Tagging your sponsors is one of the most powerful marketing tools you have. Sponsors will be more aware of your posts, allowing them to share with their social networks, and your donors can directly connect to those corporations.
These strategies are only useful in securing future corporate sponsorships if you can measure their impact. Keep up-to-date statistics about your reach and impact on partners’ social media following so you can share them with potential sponsors in solicitation letters.
3. Prospect research
All seasoned fundraising professionals know that a different level of solicitation is required for different levels of donors. The higher the chance that a prospective donor can give a major gift, the more time and care should be spent crafting a respectful major gift solicitation.
Of course, the question then becomes: what are the chances of any individual donor becoming a major donor?
Prospect research provides the answer by building donor profiles that include markers of wealth and philanthropic inclination.4 From employment information and educational background to familial relations and hobbies, prospect profiles contain the information fundraisers need to identify the most likely major donors for their specific nonprofit.
But did you know that you can use prospect research for even more? This year, take a look through your donor database for the following trends:
- Recurring donors: If a donor has regularly given a small gift, consider asking them to get more engaged by either upping their gift amount, volunteering, serving on a council or event planning team, or representing the organization.
- Promotions: A donor who recently got a promotion is likely to have the means to give a larger gift than they have in the past.
- Changes in location: If your donor moves, provide them with information about volunteering in their new area, as well as campaigns that directly affect the community they just moved to.
If you’re keeping robust information about your donors housed in your CRM, then these trends don’t take long to find!
4. Fundraising events
A fundraising event is a tried-and-true way to get your supporters extra excited about your mission. The energy of an in-person event with food, prizes, performances, auctions, and networking can’t be matched. And when all the planning has come to a spectacular close with the event itself, all the planners want to do is get a good night’s sleep.
This year, don’t let up so soon. To keep your nonprofit at the forefront of your donors’ minds and to make sure your next event is even more successful, you have to follow up.5
Here are a few surefire ways to keep your donors engaged after your event ends:
- Prioritize personalized “thank you” emails, letters, and phone calls.
- Publicly thank major donors and sponsors on social media and press releases.
- Post statistics and photos on social media, tagging sponsors, performers, and attendees
- Send a survey asking for feedback about the event and suggestions for your next one.
The last tip is particularly important. Your donors want to know that you care about their feedback, and if you incorporate any good suggestions, you can emphasize them when marketing your next event.6
Especially in the past year, crowdfunding has come into the fundraising spotlight. Because of its wide reach and social-friendly format, large nonprofits and individuals alike can fundraise for the causes and communities that mean the most to them.

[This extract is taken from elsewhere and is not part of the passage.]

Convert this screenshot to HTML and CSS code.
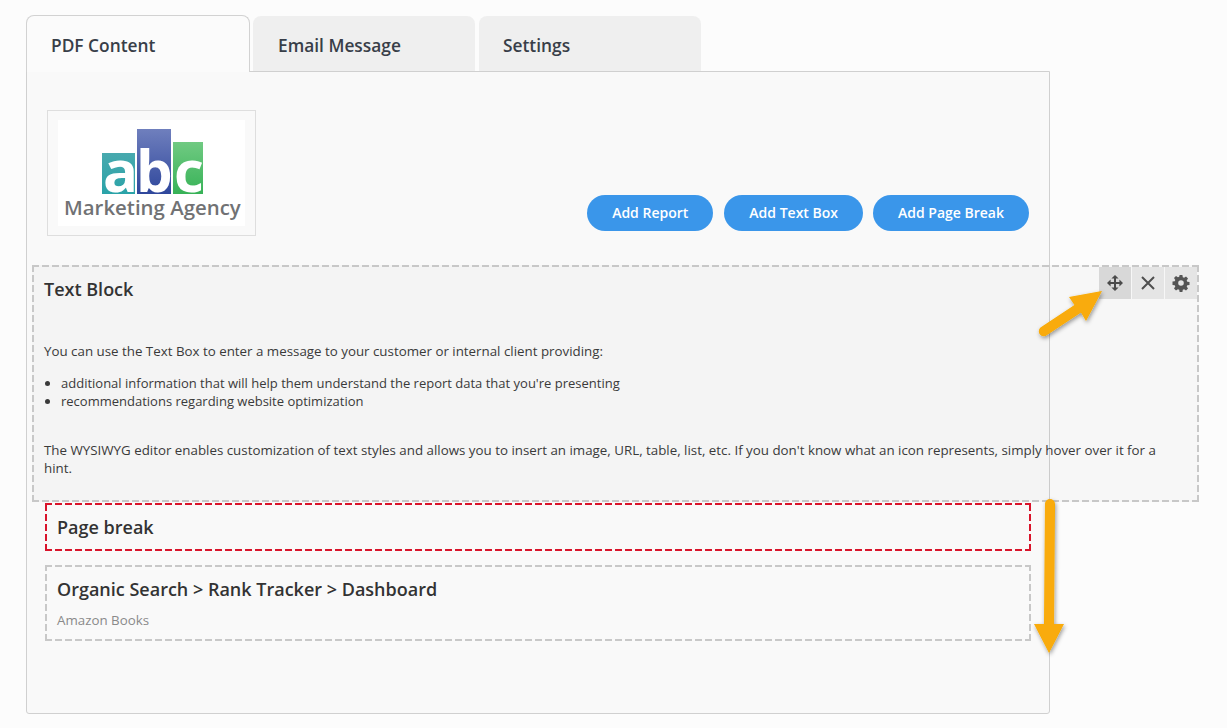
FILE: index.html
```html
<!DOCTYPE html>
<html lang="en">
<head>
    <meta charset="UTF-8">
    <meta name="viewport" content="width=device-width, initial-scale=1.0">
    <title>PDF Content</title>
    <link rel="stylesheet" href="styles.css">
</head>
<body>
    <div class="page">
        <div class="tabs">
            <div class="tab tab-active">PDF Content</div>
            <div class="tab">Email Message</div>
            <div class="tab">Settings</div>
        </div>

        <div class="panel">
            <div class="top-row">
                <div class="logo-box">
                    <svg class="logo" width="187" height="106" viewBox="58 120 187 106">
                        <defs>
                            <linearGradient id="teal" x1="0" y1="0" x2="0" y2="1">
                                <stop offset="0" stop-color="#48a9ae"/>
                                <stop offset="1" stop-color="#2aa3a8"/>
                            </linearGradient>
                            <linearGradient id="blue" x1="0" y1="0" x2="0" y2="1">
                                <stop offset="0" stop-color="#6f7fbd"/>
                                <stop offset="1" stop-color="#2f479c"/>
                            </linearGradient>
                            <linearGradient id="green" x1="0" y1="0" x2="0" y2="1">
                                <stop offset="0" stop-color="#70ca82"/>
                                <stop offset="1" stop-color="#37b257"/>
                            </linearGradient>
                        </defs>
                        <rect x="102" y="153" width="33" height="41" fill="url(#teal)"/>
                        <rect x="137" y="129" width="34" height="65" fill="url(#blue)"/>
                        <rect x="173" y="142" width="30" height="52" fill="url(#green)"/>
                        <text class="logo-abc" x="103" y="192">a<tspan dx="-2">b</tspan><tspan dx="1.300">c</tspan></text>
                        <text class="logo-name" x="64" y="215">Marketing Agency</text>
                    </svg>
                </div>
                <div class="actions">
                    <button class="btn">Add Report</button>
                    <button class="btn">Add Text Box</button>
                    <button class="btn">Add Page Break</button>
                </div>
            </div>

            <div class="block text-block">
                <div class="block-tools">
                    <div class="tool tool-on">
                        <svg width="18" height="18" viewBox="0 0 18 18"><path d="M9 1l3.600 3.600H10V8h3.400V5.400L17 9l-3.600 3.600V10H10v3.400h2.600L9 17l-3.600-3.600H8V10H4.600v2.600L1 9l3.600-3.600V8H8V4.600H5.400z" fill="#4a4a4a"/></svg>
                    </div>
                    <div class="tool">
                        <svg width="18" height="18" viewBox="0 0 18 18"><path d="M3 3l12 12M15 3L3 15" stroke="#4f4f4f" stroke-width="2" fill="none"/></svg>
                    </div>
                    <div class="tool">
                        <svg width="18" height="18" viewBox="0 0 18 18"><path fill-rule="evenodd" d="M7.600 1h2.800l.4 2.200 1.300.6 1.900-1.300 2 2-1.300 1.900.6 1.300 2.200.4v2.800l-2.200.4-.6 1.300 1.300 1.900-2 2-1.900-1.300-1.300.6-.4 2.200H7.600l-.4-2.200-1.300-.6-1.900 1.300-2-2 1.300-1.900-.6-1.300-2.200-.4V7.600l2.200-.4.6-1.300L2 4l2-2 1.900 1.300 1.300-.6zM9 6.200a2.800 2.800 0 1 0 0 5.600 2.800 2.800 0 0 0 0-5.600z" fill="#555"/></svg>
                    </div>
                </div>
                <h3 class="block-title">Text Block</h3>
                <p class="intro">You can use the Text Box to enter a message to your customer or internal client providing:</p>
                <ul class="points">
                    <li>additional information that will help them understand the report data that you're presenting</li>
                    <li>recommendations regarding website optimization</li>
                </ul>
                <p class="outro">The WYSIWYG editor enables customization of text styles and allows you to insert an image, URL, table, list, etc. If you don't know what an icon represents, simply hover over it for a hint.</p>
            </div>

            <div class="block page-break">
                <h3 class="block-title">Page break</h3>
            </div>

            <div class="block report-block">
                <h3 class="block-title">Organic Search &gt; Rank Tracker &gt; Dashboard</h3>
                <div class="report-site">Amazon Books</div>
            </div>
        </div>
    </div>

    <!-- Orange callout arrows drawn over the page -->
    <svg class="callouts" width="1227" height="728" viewBox="0 0 1227 728">
        <defs>
            <filter id="arrow-shadow" x="-40%" y="-40%" width="180%" height="180%">
                <feDropShadow dx="1" dy="2" stdDeviation="2" flood-color="#000" flood-opacity="0.4"/>
            </filter>
        </defs>
        <g filter="url(#arrow-shadow)" fill="#f9ab07">
            <path d="M1040.500 327.500l34-22.500-5.500-8 33-6-16 30-5-8.500-34 22.500a4.500 4.500 0 0 1-6.500-7.500z"/>
            <path d="M1045 504a5 5 0 0 1 10 0l-1 120h10l-15 29-15-29h10z"/>
        </g>
    </svg>
</body>
</html>
```

FILE: styles.css
```css
/* General */
body {
    margin: 0;
    background-color: #fcfcfc;
    font-family: "Open Sans", sans-serif;
    font-size: 13.33px;
    line-height: 18px;
    color: #3a3a3a;
}

.page {
    width: 1024px;
    height: 713px;
    padding: 15px 0 0 26px;
}

/* Tabs */
.tabs {
    display: flex;
    align-items: flex-end;
    height: 57px;
    margin-bottom: -1px;
    position: relative;
    z-index: 1;
}

.tab {
    box-sizing: border-box;
    width: 222px;
    height: 55px;
    margin-bottom: 1px;
    margin-right: 4px;
    padding: 17px 0 0 25px;
    background-color: #efefef;
    border-radius: 8px 8px 0 0;
    font-size: 17.33px;
    line-height: 24px;
    font-weight: 600;
    color: #383e48;
}

.tab:last-child {
    padding-left: 24px;
}

.tab-active {
    width: 224px;
    height: 57px;
    margin-bottom: 0;
    margin-right: 3px;
    padding-left: 24px;
    background-color: #fbfbfb;
    border: 1px solid #d2d2d2;
    border-bottom: none;
}

/* Panel */
.panel {
    box-sizing: border-box;
    height: 643px;
    padding: 38px 20px 0;
    background-color: #f9f9f9;
    border: 1px solid #d0d0d0;
    border-radius: 0 0 3px 3px;
}

.top-row {
    display: flex;
    justify-content: space-between;
    align-items: flex-end;
}

.logo-box {
    box-sizing: border-box;
    width: 209px;
    height: 126px;
    padding: 9px 10px;
    border: 1px solid #dedede;
}

.logo {
    display: block;
    background-color: #fff;
}

.logo-abc {
    font-size: 58px;
    font-weight: 700;
    fill: #fff;
}

.logo-name {
    font-size: 20.4px;
    font-weight: 600;
    fill: #717274;
}

.actions {
    display: flex;
    gap: 10px;
    margin-bottom: 5px;
}

.btn {
    height: 36px;
    padding: 0 25px 2px;
    background-color: #3a96ea;
    color: #fff;
    border: none;
    border-radius: 18px;
    font-family: "Open Sans", sans-serif;
    font-size: 14px;
    font-weight: 600;
}

.btn:first-child {
    margin-right: 1px;
}

/* Blocks: long dashes, which a plain dashed border does not give */
.block {
    --dash: #c8c8c8;
    box-sizing: border-box;
    position: relative;
    margin: 14px -2px 0;
    padding: 12px;
    background-image:
        repeating-linear-gradient(90deg, var(--dash) 0 7px, transparent 7px 10px),
        repeating-linear-gradient(90deg, var(--dash) 0 7px, transparent 7px 10px),
        repeating-linear-gradient(0deg, var(--dash) 0 7px, transparent 7px 10px),
        repeating-linear-gradient(0deg, var(--dash) 0 7px, transparent 7px 10px);
    background-size: 100% 2px, 100% 2px, 2px 100%, 2px 100%;
    background-position: top, bottom, left, right;
    background-repeat: no-repeat;
}

.block-title {
    margin: 0;
    font-size: 18px;
    line-height: 24px;
    font-weight: 600;
    color: #333;
}

.text-block {
    height: 237px;
    margin: 29px -170px 0 -15px;
    background-color: rgba(0, 0, 0, 0.02);
}

.intro {
    margin: 41px 0 14px;
}

.points {
    margin: 0;
    padding-left: 17px;
    font-size: 13px;
}

.outro {
    margin: 31px 0 0;
}

.block-tools {
    position: absolute;
    top: 2px;
    right: 2px;
    display: flex;
    gap: 1px;
}

.tool {
    display: flex;
    align-items: center;
    justify-content: center;
    width: 32px;
    height: 32px;
    background-color: #e5e5e5;
}

.tool-on {
    background-color: #d8d8d8;
}

.page-break {
    --dash: #d9142b;
    height: 48px;
    margin-top: 1px;
}

.report-block {
    height: 76px;
}

.report-site {
    margin-top: 10px;
    color: #8a8a8a;
}

/* Arrows */
.callouts {
    position: absolute;
    top: 0;
    left: 0;
    pointer-events: none;
}
```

Part of the reason why crowdfunding has exploded in popularity is because of how easy it is. Simply find a crowdfunding platform, enter some basic information, click “launch,” and start sharing and collecting funds.
Because they’re so easy to set up, the internet is awash with crowdfunding campaigns. So how can you make your nonprofit’s campaign stand out?
If you take a look through some highly successful crowdfunding campaigns, you can see some patterns of seemingly small details that will guide your campaigns to the top.7 One of the most important elements is the human aspect, whether you communicate that through emotional photos, video interviews with beneficiaries or your fundraising team, or compelling stories written in the description.8
After you’ve gotten donors interested and invested, you can also encourage them to give by showing them how seriously you take your campaign. Post frequent updates and spend time customizing the crowdfunding page with your nonprofit’s branding.
If you show that you can craft a webpage with care, your donors will be more inclined to believe you also attend to your mission — and their confidential contact and payment information — with care.
6. Volunteer program
Nonprofits couldn’t exist without volunteers, that much is for sure. Sometimes, donations can’t do the work of a dedicated supporter willing to put their time into your organization.
But are you using your volunteers as effectively as you could be? Consider these types of volunteering from Double the Donation’s volunteer management guide:9
- Event volunteering: One-time volunteers show up to help with a special event, whether it’s staffing a fundraising event or participating in an organized team volunteering initiative.
- Skills-based volunteering: Instead of hiring a staff member to help with specialized tasks like accounting, nonprofits can rely on volunteers with specialized knowledge in the area.
- Long-term volunteering: From tutoring to leading other groups of volunteers, long-term volunteers support your mission on a regular basis. Nonprofits usually establish programs with clear guidelines for these types of volunteers.
- Administrative volunteering: Your office needs people to take care of everyday tasks like filing and reception. Administrative volunteers take care of these tasks so your nonprofit staff members don’t have to.
- Volunteer committees: The most common form of a volunteer committee is your nonprofit’s board, but you can form other committees to organize events and plan outreach for campaigns. These committees should also include a member of your nonprofit staff.
- Volunteer advocacy: Volunteer advocates spread the word about your mission and collect donations, whether that means setting up checkout charity donation buckets or posting flyers around their neighborhoods.
- Volunteer grants: Some companies offer to donate to the organizations their employees volunteer at. Usually, it’s on the nonprofit and the volunteers to discover if they are eligible to receive these grants.
This year, make an effort to incorporate a new kind of volunteering.10 But don’t just post the news on your website and be done with it — you can reach out specifically to donors who might be interested in these specific programs.
Rely on your CRM to identify donors who have volunteered before or who have job titles that would indicate the types of skills or amount of time they could bring to your organization.
The new year is all about reflection and progress. So take the time to evaluate which of your fundraising strategies could use an extra behind-the-scenes boost, then implement these strategies to kick off your best year yet!